About the middle of May my father died very suddenly in London from heart failure, when he was recovering from a very slight attack of bronchitis, and the very day that his doctor had pronounced him out of danger. Previous to this Mrs. Piper (as Dr. Phinuit) had told me that she would endeavour to influence my father about certain matters connected with his will before he died. Two days after I received the cable announcing his death my wife and I went to see Mrs. Piper, and she [Phinuit] spoke of his presence, and his sudden arrival in the spirit-world, and said that he (Dr. Phinuit) had en-deavoured to persuade him in those matters while my father was sick. Dr. Phinuit told me the state of the will, and described the principal executor, and said that he (the executor) would make a certain disposition in my favour, subject to the consent of the two other executors, when I got to London, England. Three weeks afterwards I arrived in London; found the principal executor to be the man Dr. Phinuit had described. The will went materially as he had stated.
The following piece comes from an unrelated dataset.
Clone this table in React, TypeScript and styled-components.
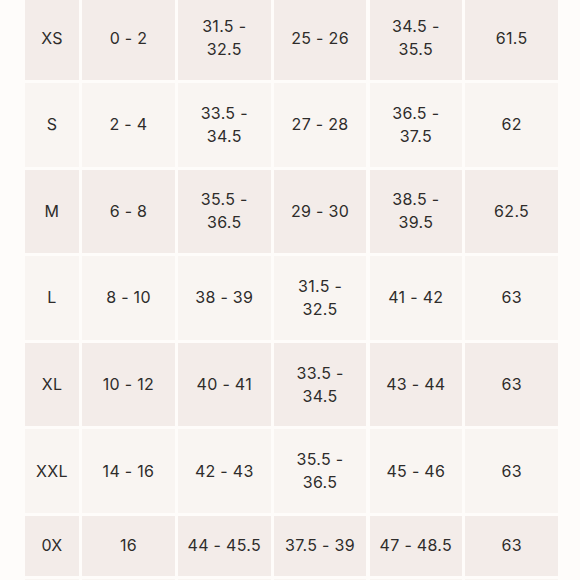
import React from "react";
import styled, { createGlobalStyle } from "styled-components";

const Global = createGlobalStyle`
  html, body { margin: 0; padding: 0; background: #fefcfa; }
  body { overflow: hidden; width: 580px; height: 580px; }
`;

const Page = styled.div`
  width: 580px;
  height: 580px;
  overflow: hidden;
  background: #fefcfa;
  padding-left: 25px;
  box-sizing: border-box;
`;

const Table = styled.div`
  display: grid;
  grid-template-columns: 54px repeat(5, 92.6px);
  grid-template-rows: repeat(6, 83.6px) 60px 40px;
  gap: 3px 3.2px;
  margin-top: -3.6px;
`;

const Cell = styled.div<{ $dark: boolean }>`
  background: ${(p) => (p.$dark ? "#f3ece9" : "#f9f5f2")};
  display: flex;
  align-items: center;
  justify-content: center;
  text-align: center;
  font-family: "Inter", "Noto Sans", sans-serif;
  font-size: 16px;
  line-height: 23px;
  letter-spacing: 0.3px;
  color: #2e2c2b;
  white-space: pre-line;
`;

const rows: string[][] = [
  ["XS", "0 - 2", "31.5 -\n32.5", "25 - 26", "34.5 -\n35.5", "61.5"],
  ["S", "2 - 4", "33.5 -\n34.5", "27 - 28", "36.5 -\n37.5", "62"],
  ["M", "6 - 8", "35.5 -\n36.5", "29 - 30", "38.5 -\n39.5", "62.5"],
  ["L", "8 - 10", "38 - 39", "31.5 -\n32.5", "41 - 42", "63"],
  ["XL", "10 - 12", "40 - 41", "33.5 -\n34.5", "43 - 44", "63"],
  ["XXL", "14 - 16", "42 - 43", "35.5 -\n36.5", "45 - 46", "63"],
  ["0X", "16", "44 - 45.5", "37.5 - 39", "47 - 48.5", "63"],
  ["", "", "", "", "", ""],
];

export default function App() {
  return (
    <>
      <Global />
      <Page>
        <Table>
          {rows.map((r, i) =>
            r.map((c, j) => (
              <Cell key={`${i}-${j}`} $dark={i % 2 === 0}>
                {c}
              </Cell>
            ))
          )}
        </Table>
      </Page>
    </>
  );
}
The disposition was made in my favour, and my sister, who was chiefly at my father's bedside the last three days of his life, told me that he had repeatedly complained of the presence of an old man at the foot of his bed, who annoyed him by discussing his private affairs. . . .

["M. N."]

(c) See Proceedings S.P.R., vol. xiii. pp. 447-449.

At a sitting with Mrs. Piper on March 7, 1892, the death of her uncle David was foretold to Miss Macleod. Her contemporary note of the statement was: "David will die soon".

She wrote on March 27, 1893:

"My uncle David, whose death Mrs. Piper predicted at the sitting which I had with her on March 7, 1892, died at Chicago on last Tuesday, the 21 st of March. As far as I know, his health was perfectly good at the time of the sitting".

(d) From Dr. Hodgson's account of the sittings of Dr. A. B. Thaw with Mrs. Piper, Proceedings S.P.R., vol. xiii. p. 352.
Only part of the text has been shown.